2.3.6 Package System Consistency Rules

The following rules apply to the package system as long as the value of *package* is not changed:

Read-read consistency

Reading the same symbol name always results in the same symbol.

Print-read consistency

An interned symbol always prints as a sequence of characters that, when read back in, yields the same symbol.

For information about how the Lisp printer treats symbols, see Section (Printing Symbols).

Print-print consistency

If two interned symbols are not the same, then their printed representations will be different sequences of characters.

These rules are true regardless of any implicit interning.
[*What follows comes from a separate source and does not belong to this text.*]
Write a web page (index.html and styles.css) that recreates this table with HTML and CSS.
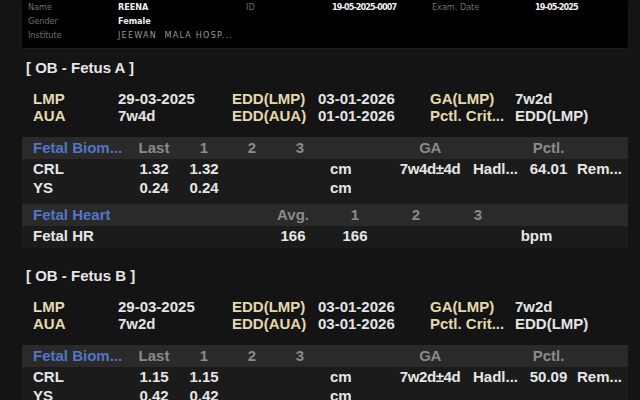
FILE: index.html
```html
<!DOCTYPE html>
<html>
<head>
<meta charset="utf-8">
<link rel="stylesheet" href="styles.css">
</head>
<body>
<div class="patient">
  <div class="prow"><span class="pl">Name</span><span class="pv">REENA</span><span class="pl">ID</span><span class="pv num">19-05-2025-0007</span><span class="pl">Exam. Date</span><span class="pv num">19-05-2025</span></div>
  <div class="prow"><span class="pl">Gender</span><span class="pv">Female</span></div>
  <div class="prow"><span class="pl">Institute</span><span class="pv dim">JEEWAN&nbsp; MALA HOSP...</span></div>
</div>

<section class="fetus">
  <h2 class="title">[ OB - Fetus A ]</h2>
  <div class="info">
    <span class="lbl">LMP</span><span class="val">29-03-2025</span><span class="lbl">EDD(LMP)</span><span class="val">03-01-2026</span><span class="lbl">GA(LMP)</span><span class="val">7w2d</span>
    <span class="lbl">AUA</span><span class="val">7w4d</span><span class="lbl">EDD(AUA)</span><span class="val">01-01-2026</span><span class="lbl">Pctl. Crit...</span><span class="val">EDD(LMP)</span>
  </div>
  <div class="table">
    <div class="thead bio"><span class="c-name grp">Fetal Biom...</span><span class="c-last">Last</span><span class="c-1">1</span><span class="c-2">2</span><span class="c-3">3</span><span class="c-unit"></span><span class="c-ga">GA</span><span class="c-meth"></span><span class="c-pct">Pctl.</span><span class="c-rem"></span></div>
    <div class="trow bio"><span class="c-name">CRL</span><span class="c-last">1.32</span><span class="c-1">1.32</span><span class="c-2"></span><span class="c-3"></span><span class="c-unit">cm</span><span class="c-ga">7w4d±4d</span><span class="c-meth">Hadl...</span><span class="c-pct">64.01</span><span class="c-rem">Rem...</span></div>
    <div class="trow bio"><span class="c-name">YS</span><span class="c-last">0.24</span><span class="c-1">0.24</span><span class="c-2"></span><span class="c-3"></span><span class="c-unit">cm</span></div>
    <div class="thead heart"><span class="h-name grp">Fetal Heart</span><span class="h-avg">Avg.</span><span class="h-1">1</span><span class="h-2">2</span><span class="h-3">3</span><span class="h-unit"></span></div>
    <div class="trow heart"><span class="h-name">Fetal HR</span><span class="h-avg">166</span><span class="h-1">166</span><span class="h-2"></span><span class="h-3"></span><span class="h-unit">bpm</span></div>
  </div>
</section>

<section class="fetus b">
  <h2 class="title">[ OB - Fetus B ]</h2>
  <div class="info">
    <span class="lbl">LMP</span><span class="val">29-03-2025</span><span class="lbl">EDD(LMP)</span><span class="val">03-01-2026</span><span class="lbl">GA(LMP)</span><span class="val">7w2d</span>
    <span class="lbl">AUA</span><span class="val">7w2d</span><span class="lbl">EDD(AUA)</span><span class="val">03-01-2026</span><span class="lbl">Pctl. Crit...</span><span class="val">EDD(LMP)</span>
  </div>
  <div class="table">
    <div class="thead bio"><span class="c-name grp">Fetal Biom...</span><span class="c-last">Last</span><span class="c-1">1</span><span class="c-2">2</span><span class="c-3">3</span><span class="c-unit"></span><span class="c-ga">GA</span><span class="c-meth"></span><span class="c-pct">Pctl.</span><span class="c-rem"></span></div>
    <div class="trow bio"><span class="c-name">CRL</span><span class="c-last">1.15</span><span class="c-1">1.15</span><span class="c-2"></span><span class="c-3"></span><span class="c-unit">cm</span><span class="c-ga">7w2d±4d</span><span class="c-meth">Hadl...</span><span class="c-pct">50.09</span><span class="c-rem">Rem...</span></div>
    <div class="trow bio"><span class="c-name">YS</span><span class="c-last">0.42</span><span class="c-1">0.42</span><span class="c-2"></span><span class="c-3"></span><span class="c-unit">cm</span></div>
  </div>
</section>
</body>
</html>
```
FILE: styles.css
```css
html, body {
  margin: 0;
  padding: 0;
  background: #141414;
  height: 400px;
  overflow: hidden;
}
body {
  font-family: "Liberation Sans", Arial, sans-serif;
  color: #e2e2e2;
}
.patient {
  margin-left: 22px;
  width: 606px;
  height: 48px;
  padding-left: 6px;
  background: #000;
  border-radius: 0 0 2px 2px;
  box-shadow: 0 1px 2px rgba(255,255,255,0.06);
  box-sizing: border-box;
  font-family: "DejaVu Sans Condensed", "Liberation Sans Narrow", sans-serif;
  font-size: 9px;
  font-weight: bold;
}
.prow {
  display: grid;
  grid-template-columns: 90px 128px 86px 100px 103px 1fr;
  line-height: 14px;
  height: 14px;
}
.pl { color: #707070; font-weight: normal; }
.pv { color: #f0f0f0; }
.pv.num { letter-spacing: -0.9px; }
.pv.dim { color: #9a9a9a; font-weight: normal; letter-spacing: 1.2px; }

.fetus {
  margin-left: 22px;
  width: 606px;
}
.title {
  margin: 12px 0 0 4px;
  font-size: 15px;
  line-height: 16px;
  font-weight: bold;
  color: #e6e6e6;
}
.fetus.b .title { margin-top: 20px; }
.info {
  margin-top: 14px;
  padding-left: 11px;
  display: grid;
  grid-template-columns: 85px 114px 86px 112px 85px 1fr;
  font-size: 15px;
  font-weight: bold;
  line-height: 17px;
  white-space: nowrap;
}
.lbl { color: #e4d8ae; }
.val { color: #e4e4e4; }

.table {
  margin-top: 13px;
  background: #1b1b1b;
  padding-bottom: 3px;
  font-size: 15px;
  font-weight: bold;
  white-space: nowrap;
}
.thead, .trow {
  display: flex;
  padding-left: 11px;
}
.thead {
  height: 22px;
  line-height: 22px;
  background: #2a2a2a;
  color: #8a8a8a;
}
.thead.heart { margin-top: 7px; }
.trow {
  height: 19px;
  line-height: 19px;
  color: #e6e6e6;
}
.grp { color: #5575c6; }
.thead > span, .trow > span { flex: none; }

.c-name { width: 97px; }
.c-last { width: 48px; text-align: center; }
.c-1 { width: 52px; text-align: center; }
.c-2 { width: 44px; text-align: center; }
.c-3 { width: 52px; text-align: center; }
.c-unit { width: 64px; padding-left: 4px; box-sizing: border-box; }
.c-ga { width: 80px; text-align: center; letter-spacing: -0.4px; }
.c-meth { width: 55px; padding-left: 3px; box-sizing: border-box; }
.c-pct { width: 47px; text-align: center; }
.c-rem { width: 56px; padding-left: 5px; box-sizing: border-box; }

.h-name { width: 227px; }
.h-avg { width: 66px; text-align: center; }
.h-1 { width: 58px; text-align: center; }
.h-2 { width: 64px; text-align: center; }
.h-3 { width: 60px; text-align: center; }
.h-unit { width: 57px; text-align: center; }
```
As long as the current package is not changed, results are reproducible regardless of the order of loading files or the exact history of what symbols were typed in when. If the value of *package* is changed and then changed back to the previous value, consistency is maintained. The rules can be violated by changing the value of *package*, forcing a change to symbols or to packages or to both by continuing from an error, or calling one of the following functions: unintern, unexport, shadow, shadowing-import, or unuse-package.

An inconsistency only applies if one of the restrictions is violated between two of the named symbols. shadow, unexport, unintern, and shadowing-import can only affect the consistency of symbols with the same names (under string=) as the ones supplied as arguments.